The plaintiffs claim they "cannot put the property to any use whatsoever." (Plaintiffs' Trial Brief, p. 19). That claim is belied by the evidence. Roger Strollo testified that the property has been farmed as long as he can remember. When the property was a unified parcel, the Nigros farmed the land. When Susanne Strollo owned the property, she rented out the property, and had it farmed. Since he has been owner, Roger Strollo stripped some of the land to remove gravel for farming and planted several hundred blue spruce. Further, Roger Strollo testified that the property was used by hunters and for motorcycle riding.
The plaintiffs claim, however, that they are unable to construct a house on the land. Although Roger Strollo testified that he was unsuccessful in obtaining a building permit when the 2 acre parcel (lot 10 on exhibit S) was transferred to him in 1978, there is no evidence that either he or the other plaintiffs presently seeks to erect a single-family dwelling on the property. Rather, Roger Strollo testified that he would like to put a subdivision on his property and requires a 50' wide CT Page 7533 easement to do so. The court does not agree, however, that it is reasonably essential to the plaintiffs' use of their property to impose an easement of necessity that is 50' wide on the defendants' property simply to accommodate the plaintiffs' desire to profit from a potential subdivision. Moreover, the creation of such a right of way would work a serious inequity on the defendants.
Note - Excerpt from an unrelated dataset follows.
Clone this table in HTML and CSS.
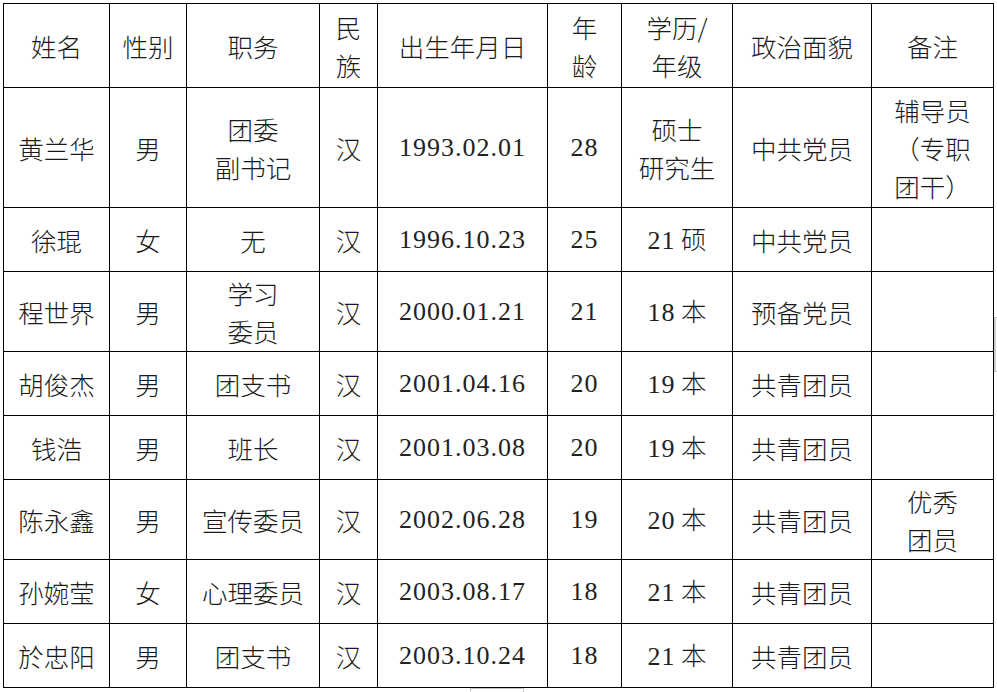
FILE: index.html
```html
<!DOCTYPE html>
<html lang="zh-CN">
<head>
<meta charset="utf-8">
<title>名单</title>
<link rel="stylesheet" href="styles.css">
</head>
<body>
<table class="roster">
  <colgroup>
    <col class="c-name"><col class="c-sex"><col class="c-duty"><col class="c-nation"><col class="c-birth"><col class="c-age"><col class="c-edu"><col class="c-pol"><col class="c-note">
  </colgroup>
  <tr class="r-head">
    <td>姓名</td><td>性别</td><td>职务</td><td>民<br>族</td><td>出生年月日</td><td>年<br>龄</td><td>学历/<br>年级</td><td>政治面貌</td><td>备注</td>
  </tr>
  <tr class="r-tall">
    <td>黄兰华</td><td>男</td><td>团委<br>副书记</td><td>汉</td><td class="num">1993.02.01</td><td class="num">28</td><td>硕士<br>研究生</td><td>中共党员</td><td><span class="left">辅导员<br>（专职<br>团干）</span></td>
  </tr>
  <tr class="r-one">
    <td>徐琨</td><td>女</td><td>无</td><td>汉</td><td class="num">1996.10.23</td><td class="num">25</td><td><span class="num">21</span> 硕</td><td>中共党员</td><td></td>
  </tr>
  <tr class="r-two">
    <td>程世界</td><td>男</td><td>学习<br>委员</td><td>汉</td><td class="num">2000.01.21</td><td class="num">21</td><td><span class="num">18</span> 本</td><td>预备党员</td><td></td>
  </tr>
  <tr class="r-one">
    <td>胡俊杰</td><td>男</td><td>团支书</td><td>汉</td><td class="num">2001.04.16</td><td class="num">20</td><td><span class="num">19</span> 本</td><td>共青团员</td><td></td>
  </tr>
  <tr class="r-one">
    <td>钱浩</td><td>男</td><td>班长</td><td>汉</td><td class="num">2001.03.08</td><td class="num">20</td><td><span class="num">19</span> 本</td><td>共青团员</td><td></td>
  </tr>
  <tr class="r-two">
    <td>陈永鑫</td><td>男</td><td>宣传委员</td><td>汉</td><td class="num">2002.06.28</td><td class="num">19</td><td><span class="num">20</span> 本</td><td>共青团员</td><td>优秀<br>团员</td>
  </tr>
  <tr class="r-one">
    <td>孙婉莹</td><td>女</td><td>心理委员</td><td>汉</td><td class="num">2003.08.17</td><td class="num">18</td><td><span class="num">21</span> 本</td><td>共青团员</td><td></td>
  </tr>
  <tr class="r-one">
    <td>於忠阳</td><td>男</td><td>团支书</td><td>汉</td><td class="num">2003.10.24</td><td class="num">18</td><td><span class="num">21</span> 本</td><td>共青团员</td><td></td>
  </tr>
</table>
<div class="mark-bottom"></div>
<div class="mark-right"></div>
</body>
</html>
```

FILE: styles.css
```css
html, body {
  margin: 0;
  padding: 0;
  background: #ffffff;
}
body {
  padding: 3px 0 0 3px;
  font-family: "Liberation Serif", "Noto Sans CJK SC", serif;
  color: #1a1a1a;
}
.roster {
  border-collapse: collapse;
  table-layout: fixed;
  width: 990px;
  font-size: 25.5px;
  line-height: 38px;
}
.roster td {
  border: 1.5px solid #000;
  padding: 0;
  text-align: center;
  vertical-align: middle;
  font-family: "Noto Sans CJK SC", sans-serif;
  font-weight: 300;
}
.roster td.num, .roster .num {
  font-family: "Liberation Serif", serif;
  font-weight: 400;
  font-size: 26px;
  letter-spacing: 1px;
  color: #222;
}
.c-name { width: 106px; }
.c-sex { width: 77px; }
.c-duty { width: 133px; }
.c-nation { width: 58px; }
.c-birth { width: 170px; }
.c-age { width: 74px; }
.c-edu { width: 111px; }
.c-pol { width: 139px; }
.c-note { width: 122px; }
.r-head { height: 84px; }
.r-tall { height: 120px; }
.r-one { height: 64px; }
.r-two { height: 80px; }
.left {
  display: inline-block;
  text-align: left;
}
.mark-bottom {
  position: absolute;
  left: 470px;
  top: 688px;
  width: 54px;
  height: 8px;
  border: 1px solid #c8c8c8;
  border-bottom: none;
  box-sizing: border-box;
}
.mark-right {
  position: absolute;
  left: 994px;
  top: 317px;
  width: 4px;
  height: 55px;
  border-left: 2px solid #d0d0d0;
  border-top: 1px solid #c0c0c0;
  border-bottom: 1px solid #c0c0c0;
  box-sizing: border-box;
}
```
In considering the surrounding circumstances, the nature of the land and the conduct of the parties, and in balancing the equities present in this case, the court concludes there is a reasonable necessity for a right of way over the defendants' land to accommodate the farming and recreational activities for which this land seems eminently suited. The court will order an easement by necessity in accordance with this conclusion.
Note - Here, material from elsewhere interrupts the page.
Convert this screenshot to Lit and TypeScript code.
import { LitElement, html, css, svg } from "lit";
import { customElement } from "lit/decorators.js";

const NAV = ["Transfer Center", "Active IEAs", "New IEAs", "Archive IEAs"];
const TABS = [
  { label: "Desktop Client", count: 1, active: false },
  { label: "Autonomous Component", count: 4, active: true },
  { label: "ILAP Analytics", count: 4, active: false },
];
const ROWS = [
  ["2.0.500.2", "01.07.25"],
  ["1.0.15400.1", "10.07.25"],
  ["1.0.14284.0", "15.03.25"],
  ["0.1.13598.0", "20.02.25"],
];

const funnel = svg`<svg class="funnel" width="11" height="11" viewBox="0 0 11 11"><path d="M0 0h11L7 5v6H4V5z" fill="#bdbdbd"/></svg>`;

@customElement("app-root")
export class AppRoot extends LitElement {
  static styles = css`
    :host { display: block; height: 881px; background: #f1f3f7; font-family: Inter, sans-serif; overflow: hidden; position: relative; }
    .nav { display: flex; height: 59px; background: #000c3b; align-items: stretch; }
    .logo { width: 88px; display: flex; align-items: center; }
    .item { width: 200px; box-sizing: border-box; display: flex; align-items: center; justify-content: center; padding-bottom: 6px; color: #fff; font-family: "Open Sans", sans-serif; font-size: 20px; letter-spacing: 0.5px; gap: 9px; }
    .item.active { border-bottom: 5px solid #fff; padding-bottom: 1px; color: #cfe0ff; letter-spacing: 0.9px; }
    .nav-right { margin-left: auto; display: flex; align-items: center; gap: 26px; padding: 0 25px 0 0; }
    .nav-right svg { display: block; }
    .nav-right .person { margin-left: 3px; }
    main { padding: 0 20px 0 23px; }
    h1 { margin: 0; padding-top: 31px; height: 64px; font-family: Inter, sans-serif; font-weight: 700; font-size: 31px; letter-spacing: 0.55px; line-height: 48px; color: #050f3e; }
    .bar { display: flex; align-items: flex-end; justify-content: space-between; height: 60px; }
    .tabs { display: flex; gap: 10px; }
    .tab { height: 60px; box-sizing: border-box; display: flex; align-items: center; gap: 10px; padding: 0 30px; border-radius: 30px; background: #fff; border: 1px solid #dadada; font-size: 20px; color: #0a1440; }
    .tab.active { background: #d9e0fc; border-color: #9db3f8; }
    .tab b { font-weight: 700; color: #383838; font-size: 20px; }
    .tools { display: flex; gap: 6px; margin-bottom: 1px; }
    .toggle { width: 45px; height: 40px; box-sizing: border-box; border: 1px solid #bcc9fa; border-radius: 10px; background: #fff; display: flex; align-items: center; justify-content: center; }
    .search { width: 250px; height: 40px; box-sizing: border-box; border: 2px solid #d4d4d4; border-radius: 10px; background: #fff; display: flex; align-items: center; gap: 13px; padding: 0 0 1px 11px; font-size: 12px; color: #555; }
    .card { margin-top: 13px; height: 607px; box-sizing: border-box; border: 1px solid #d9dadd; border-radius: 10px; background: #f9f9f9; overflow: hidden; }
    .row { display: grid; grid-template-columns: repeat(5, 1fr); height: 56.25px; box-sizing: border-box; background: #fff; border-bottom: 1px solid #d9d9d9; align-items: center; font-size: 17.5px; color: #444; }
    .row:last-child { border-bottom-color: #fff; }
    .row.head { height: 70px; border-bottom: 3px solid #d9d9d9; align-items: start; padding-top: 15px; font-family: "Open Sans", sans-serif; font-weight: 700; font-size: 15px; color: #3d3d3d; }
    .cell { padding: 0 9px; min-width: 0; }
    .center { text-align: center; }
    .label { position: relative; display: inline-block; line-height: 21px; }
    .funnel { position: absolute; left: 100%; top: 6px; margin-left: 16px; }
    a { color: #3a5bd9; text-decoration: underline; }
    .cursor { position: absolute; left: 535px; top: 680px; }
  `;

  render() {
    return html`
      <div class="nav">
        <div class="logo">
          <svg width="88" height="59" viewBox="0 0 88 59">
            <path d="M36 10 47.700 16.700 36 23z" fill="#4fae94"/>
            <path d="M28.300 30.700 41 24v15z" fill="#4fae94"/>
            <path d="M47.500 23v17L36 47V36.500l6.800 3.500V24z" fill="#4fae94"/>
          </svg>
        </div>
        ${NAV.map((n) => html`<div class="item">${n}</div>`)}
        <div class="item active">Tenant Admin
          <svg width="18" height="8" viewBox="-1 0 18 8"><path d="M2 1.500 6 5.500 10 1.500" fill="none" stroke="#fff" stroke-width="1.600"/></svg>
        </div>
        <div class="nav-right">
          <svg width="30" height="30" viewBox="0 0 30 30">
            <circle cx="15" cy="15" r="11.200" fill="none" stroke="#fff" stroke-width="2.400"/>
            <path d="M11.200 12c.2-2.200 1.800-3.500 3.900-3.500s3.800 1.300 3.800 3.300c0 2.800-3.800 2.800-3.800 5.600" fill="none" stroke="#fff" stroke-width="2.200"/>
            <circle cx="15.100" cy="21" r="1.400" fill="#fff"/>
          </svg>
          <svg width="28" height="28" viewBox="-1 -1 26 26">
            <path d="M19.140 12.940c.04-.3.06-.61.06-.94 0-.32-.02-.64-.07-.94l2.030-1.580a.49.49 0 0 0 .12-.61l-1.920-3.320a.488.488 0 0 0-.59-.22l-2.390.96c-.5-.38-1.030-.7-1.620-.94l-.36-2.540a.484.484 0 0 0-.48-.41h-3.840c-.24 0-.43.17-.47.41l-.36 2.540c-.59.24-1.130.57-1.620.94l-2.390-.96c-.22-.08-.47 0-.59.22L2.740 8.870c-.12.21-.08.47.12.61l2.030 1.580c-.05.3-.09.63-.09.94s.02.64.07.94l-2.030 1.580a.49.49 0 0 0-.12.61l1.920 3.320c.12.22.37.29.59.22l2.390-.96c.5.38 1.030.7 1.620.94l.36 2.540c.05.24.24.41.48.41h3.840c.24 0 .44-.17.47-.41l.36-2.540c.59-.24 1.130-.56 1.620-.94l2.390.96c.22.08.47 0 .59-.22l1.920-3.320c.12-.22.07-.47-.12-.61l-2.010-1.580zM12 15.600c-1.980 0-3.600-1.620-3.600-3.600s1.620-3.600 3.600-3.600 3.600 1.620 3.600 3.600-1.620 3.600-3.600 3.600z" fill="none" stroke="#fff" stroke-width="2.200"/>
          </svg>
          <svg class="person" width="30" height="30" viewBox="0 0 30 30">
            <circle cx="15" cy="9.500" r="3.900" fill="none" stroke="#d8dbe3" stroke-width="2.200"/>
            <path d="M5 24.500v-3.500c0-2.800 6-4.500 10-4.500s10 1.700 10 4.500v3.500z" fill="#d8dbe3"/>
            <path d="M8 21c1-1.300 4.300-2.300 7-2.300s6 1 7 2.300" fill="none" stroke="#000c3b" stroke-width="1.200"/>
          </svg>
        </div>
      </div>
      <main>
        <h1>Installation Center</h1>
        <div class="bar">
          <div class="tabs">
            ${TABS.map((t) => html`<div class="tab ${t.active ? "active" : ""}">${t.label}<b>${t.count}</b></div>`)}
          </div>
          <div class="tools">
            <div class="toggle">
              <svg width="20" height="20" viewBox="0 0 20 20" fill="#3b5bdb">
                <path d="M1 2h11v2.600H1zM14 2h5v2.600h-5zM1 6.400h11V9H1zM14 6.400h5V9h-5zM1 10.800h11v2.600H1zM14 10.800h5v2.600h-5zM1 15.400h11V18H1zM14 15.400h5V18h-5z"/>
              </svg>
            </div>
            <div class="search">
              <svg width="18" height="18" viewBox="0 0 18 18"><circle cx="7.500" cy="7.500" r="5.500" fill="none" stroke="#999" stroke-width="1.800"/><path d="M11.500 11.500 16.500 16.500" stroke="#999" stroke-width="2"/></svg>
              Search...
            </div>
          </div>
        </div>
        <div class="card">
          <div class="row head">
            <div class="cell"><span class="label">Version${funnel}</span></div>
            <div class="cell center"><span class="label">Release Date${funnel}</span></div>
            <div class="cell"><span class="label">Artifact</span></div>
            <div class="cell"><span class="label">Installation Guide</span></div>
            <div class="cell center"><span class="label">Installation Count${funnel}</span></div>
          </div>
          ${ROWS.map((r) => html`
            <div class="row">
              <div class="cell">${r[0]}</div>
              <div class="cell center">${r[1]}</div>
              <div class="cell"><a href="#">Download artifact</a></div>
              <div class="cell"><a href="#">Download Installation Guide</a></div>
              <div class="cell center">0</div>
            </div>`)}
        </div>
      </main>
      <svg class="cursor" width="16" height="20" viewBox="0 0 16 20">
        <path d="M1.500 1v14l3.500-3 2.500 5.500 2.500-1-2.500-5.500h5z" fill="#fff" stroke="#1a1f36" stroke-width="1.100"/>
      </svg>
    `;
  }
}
III. Easement by Necessity
The court has reviewed the photographs and the property maps submitted into evidence in order to determine the precise location, limit and route of the easement by necessity ordered by this decision. Hollywyle Association, Inc. v.Hollister, supra, 164 Conn. at 402.
It is therefore ordered that: There shall be an easement by necessity located on the northerly border of defendants' property, which is shown as parcel 1 in exhibit I and S, and directly adjacent to the southerly border of Bird Lane, 20' in width and extending westerly 400' from Marion Road to the easterly border of the plaintiffs' property, which is shown as parcel 10 in exhibits I and S. The plaintiffs shall bear the burden of creating and maintaining this right of way. The purpose of this easement is to provide beneficial use of the land for farming and recreational activities, as permitted by the zoning laws of the Town of Cheshire. It is subject to the common law regarding continuing necessity.
IV. Conclusion
Judgment shall enter in favor of the plaintiffs as indicated in section III above. The request for injunctive relief is denied.